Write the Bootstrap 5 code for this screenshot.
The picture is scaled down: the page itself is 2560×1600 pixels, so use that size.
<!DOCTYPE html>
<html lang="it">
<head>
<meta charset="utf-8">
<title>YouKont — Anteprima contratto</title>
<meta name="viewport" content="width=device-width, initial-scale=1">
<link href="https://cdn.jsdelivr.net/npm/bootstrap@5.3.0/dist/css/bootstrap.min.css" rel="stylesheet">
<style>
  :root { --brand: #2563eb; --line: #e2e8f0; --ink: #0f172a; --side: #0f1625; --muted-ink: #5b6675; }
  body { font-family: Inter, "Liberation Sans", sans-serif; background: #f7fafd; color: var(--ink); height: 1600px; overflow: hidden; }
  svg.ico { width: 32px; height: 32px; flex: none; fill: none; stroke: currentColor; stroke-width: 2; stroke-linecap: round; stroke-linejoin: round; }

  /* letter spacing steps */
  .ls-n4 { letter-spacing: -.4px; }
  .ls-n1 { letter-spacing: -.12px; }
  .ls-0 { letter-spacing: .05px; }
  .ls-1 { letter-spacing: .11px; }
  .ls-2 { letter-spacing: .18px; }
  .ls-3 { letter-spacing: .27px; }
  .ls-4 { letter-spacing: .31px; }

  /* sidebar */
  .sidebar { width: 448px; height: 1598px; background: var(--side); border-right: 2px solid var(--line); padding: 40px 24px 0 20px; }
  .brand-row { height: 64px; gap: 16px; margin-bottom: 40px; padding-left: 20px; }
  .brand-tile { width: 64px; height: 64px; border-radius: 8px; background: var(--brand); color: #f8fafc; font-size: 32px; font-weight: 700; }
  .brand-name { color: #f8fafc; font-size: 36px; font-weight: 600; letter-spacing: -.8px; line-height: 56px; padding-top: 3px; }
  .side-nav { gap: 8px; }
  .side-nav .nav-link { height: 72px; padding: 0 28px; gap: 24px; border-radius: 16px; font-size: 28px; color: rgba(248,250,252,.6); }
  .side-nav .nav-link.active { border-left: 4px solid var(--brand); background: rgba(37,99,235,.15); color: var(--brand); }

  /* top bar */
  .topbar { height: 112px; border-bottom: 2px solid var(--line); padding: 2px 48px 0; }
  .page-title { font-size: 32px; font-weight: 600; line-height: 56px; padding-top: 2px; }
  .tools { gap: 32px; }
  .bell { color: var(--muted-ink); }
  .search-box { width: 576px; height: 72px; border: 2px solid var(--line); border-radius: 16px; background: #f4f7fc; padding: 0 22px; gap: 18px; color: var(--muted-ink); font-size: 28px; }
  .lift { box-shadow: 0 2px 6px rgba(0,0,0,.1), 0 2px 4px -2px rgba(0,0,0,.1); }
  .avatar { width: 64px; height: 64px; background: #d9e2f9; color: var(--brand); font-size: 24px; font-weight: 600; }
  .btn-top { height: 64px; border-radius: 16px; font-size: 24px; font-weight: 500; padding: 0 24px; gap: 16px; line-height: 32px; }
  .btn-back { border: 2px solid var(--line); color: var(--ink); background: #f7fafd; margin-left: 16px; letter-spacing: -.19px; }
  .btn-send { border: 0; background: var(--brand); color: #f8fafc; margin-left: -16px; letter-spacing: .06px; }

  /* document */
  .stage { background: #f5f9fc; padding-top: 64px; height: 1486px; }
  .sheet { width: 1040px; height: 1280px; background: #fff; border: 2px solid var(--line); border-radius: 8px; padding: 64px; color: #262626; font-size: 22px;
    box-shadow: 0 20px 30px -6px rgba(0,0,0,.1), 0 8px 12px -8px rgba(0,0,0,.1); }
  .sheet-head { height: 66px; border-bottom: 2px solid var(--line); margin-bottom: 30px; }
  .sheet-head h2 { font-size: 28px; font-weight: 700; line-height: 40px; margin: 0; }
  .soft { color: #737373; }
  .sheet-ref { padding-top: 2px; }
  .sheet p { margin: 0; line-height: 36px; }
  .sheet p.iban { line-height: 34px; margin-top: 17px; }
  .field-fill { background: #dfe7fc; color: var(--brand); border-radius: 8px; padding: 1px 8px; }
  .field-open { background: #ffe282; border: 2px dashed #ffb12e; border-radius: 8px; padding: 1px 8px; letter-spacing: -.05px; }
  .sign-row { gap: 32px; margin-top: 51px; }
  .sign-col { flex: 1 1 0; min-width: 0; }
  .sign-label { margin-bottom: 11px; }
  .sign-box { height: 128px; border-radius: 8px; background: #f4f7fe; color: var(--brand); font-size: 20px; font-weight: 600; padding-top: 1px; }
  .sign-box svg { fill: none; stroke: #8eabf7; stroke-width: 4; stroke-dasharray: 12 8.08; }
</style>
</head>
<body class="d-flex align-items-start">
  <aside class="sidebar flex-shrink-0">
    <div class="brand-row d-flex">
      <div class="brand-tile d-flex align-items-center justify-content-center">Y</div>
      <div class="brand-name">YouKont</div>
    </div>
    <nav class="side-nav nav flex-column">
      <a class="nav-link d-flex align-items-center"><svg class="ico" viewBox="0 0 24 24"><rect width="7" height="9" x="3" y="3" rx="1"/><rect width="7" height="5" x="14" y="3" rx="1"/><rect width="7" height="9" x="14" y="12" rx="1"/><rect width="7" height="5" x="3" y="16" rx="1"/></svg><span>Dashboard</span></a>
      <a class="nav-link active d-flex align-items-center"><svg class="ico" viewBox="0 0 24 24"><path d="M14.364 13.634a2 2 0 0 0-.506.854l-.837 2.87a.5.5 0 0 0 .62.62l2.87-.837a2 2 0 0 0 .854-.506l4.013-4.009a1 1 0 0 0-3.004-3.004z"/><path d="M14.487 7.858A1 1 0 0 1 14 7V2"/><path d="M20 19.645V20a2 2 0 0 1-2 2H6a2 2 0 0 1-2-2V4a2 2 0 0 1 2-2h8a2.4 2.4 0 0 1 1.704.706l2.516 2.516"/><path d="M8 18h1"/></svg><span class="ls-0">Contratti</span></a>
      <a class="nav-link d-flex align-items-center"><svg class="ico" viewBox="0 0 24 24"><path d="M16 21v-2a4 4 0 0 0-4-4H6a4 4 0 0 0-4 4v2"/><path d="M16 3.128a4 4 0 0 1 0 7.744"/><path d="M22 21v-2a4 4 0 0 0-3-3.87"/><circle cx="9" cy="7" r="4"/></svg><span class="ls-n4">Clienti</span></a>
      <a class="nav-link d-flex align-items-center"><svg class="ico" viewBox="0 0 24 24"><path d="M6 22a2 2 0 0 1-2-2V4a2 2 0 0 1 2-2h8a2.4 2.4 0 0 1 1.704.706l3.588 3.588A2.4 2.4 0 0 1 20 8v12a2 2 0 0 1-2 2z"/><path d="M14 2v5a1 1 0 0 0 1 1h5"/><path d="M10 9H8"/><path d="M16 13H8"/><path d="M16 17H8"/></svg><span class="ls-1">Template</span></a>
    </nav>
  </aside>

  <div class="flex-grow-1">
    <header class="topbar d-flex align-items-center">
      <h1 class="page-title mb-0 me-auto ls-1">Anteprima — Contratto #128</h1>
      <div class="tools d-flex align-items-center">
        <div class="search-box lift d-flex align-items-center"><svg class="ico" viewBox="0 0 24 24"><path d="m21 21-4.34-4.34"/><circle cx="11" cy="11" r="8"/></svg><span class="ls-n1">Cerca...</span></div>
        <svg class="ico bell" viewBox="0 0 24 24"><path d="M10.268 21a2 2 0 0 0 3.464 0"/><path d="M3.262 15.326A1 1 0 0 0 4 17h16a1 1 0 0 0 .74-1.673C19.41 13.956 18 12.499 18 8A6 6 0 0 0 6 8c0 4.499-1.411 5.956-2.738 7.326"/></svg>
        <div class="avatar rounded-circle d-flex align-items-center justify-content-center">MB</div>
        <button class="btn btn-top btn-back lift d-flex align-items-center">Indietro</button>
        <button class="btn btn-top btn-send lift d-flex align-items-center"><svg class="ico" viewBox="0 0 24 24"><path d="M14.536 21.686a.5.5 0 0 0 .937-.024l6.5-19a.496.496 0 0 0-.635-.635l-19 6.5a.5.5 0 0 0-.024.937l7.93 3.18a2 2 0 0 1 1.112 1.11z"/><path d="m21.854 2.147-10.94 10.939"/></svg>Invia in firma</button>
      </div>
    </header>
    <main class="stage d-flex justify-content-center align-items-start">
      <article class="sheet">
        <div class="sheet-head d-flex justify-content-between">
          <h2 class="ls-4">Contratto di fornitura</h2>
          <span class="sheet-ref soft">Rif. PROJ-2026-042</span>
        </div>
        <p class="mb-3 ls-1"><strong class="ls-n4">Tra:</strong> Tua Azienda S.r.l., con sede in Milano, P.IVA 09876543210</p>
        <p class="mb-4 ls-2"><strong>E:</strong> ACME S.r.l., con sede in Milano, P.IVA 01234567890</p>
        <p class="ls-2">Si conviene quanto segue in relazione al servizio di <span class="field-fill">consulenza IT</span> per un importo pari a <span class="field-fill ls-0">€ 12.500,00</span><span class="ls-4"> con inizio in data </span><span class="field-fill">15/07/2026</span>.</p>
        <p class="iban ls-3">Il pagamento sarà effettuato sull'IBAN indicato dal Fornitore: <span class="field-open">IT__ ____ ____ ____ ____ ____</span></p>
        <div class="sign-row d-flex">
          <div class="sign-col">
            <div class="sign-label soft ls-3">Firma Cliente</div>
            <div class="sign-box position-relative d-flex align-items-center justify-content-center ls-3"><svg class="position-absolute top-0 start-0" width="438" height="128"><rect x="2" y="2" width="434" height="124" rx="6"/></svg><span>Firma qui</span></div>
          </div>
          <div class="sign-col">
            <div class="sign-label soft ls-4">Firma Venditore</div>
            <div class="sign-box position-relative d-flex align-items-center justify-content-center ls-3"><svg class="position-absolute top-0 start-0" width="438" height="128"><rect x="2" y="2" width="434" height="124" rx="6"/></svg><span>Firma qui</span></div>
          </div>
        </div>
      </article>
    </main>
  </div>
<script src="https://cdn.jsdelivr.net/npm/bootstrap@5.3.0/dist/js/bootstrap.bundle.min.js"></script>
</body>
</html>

# Your task
Look above for the line that contains "The picture is". Starting there, transcribe every line exactly until you have copied the line that contains "32px; height: 32px;".

# Full solution
The picture is scaled down: the page itself is 2560×1600 pixels, so use that size.
<!DOCTYPE html>
<html lang="it">
<head>
<meta charset="utf-8">
<title>YouKont — Anteprima contratto</title>
<meta name="viewport" content="width=device-width, initial-scale=1">
<link href="https://cdn.jsdelivr.net/npm/bootstrap@5.3.0/dist/css/bootstrap.min.css" rel="stylesheet">
<style>
  :root { --brand: #2563eb; --line: #e2e8f0; --ink: #0f172a; --side: #0f1625; --muted-ink: #5b6675; }
  body { font-family: Inter, "Liberation Sans", sans-serif; background: #f7fafd; color: var(--ink); height: 1600px; overflow: hidden; }
  svg.ico { width: 32px; height: 32px; flex: none; fill: none; stroke: currentColor; stroke-width: 2; stroke-linecap: round; stroke-linejoin: round; }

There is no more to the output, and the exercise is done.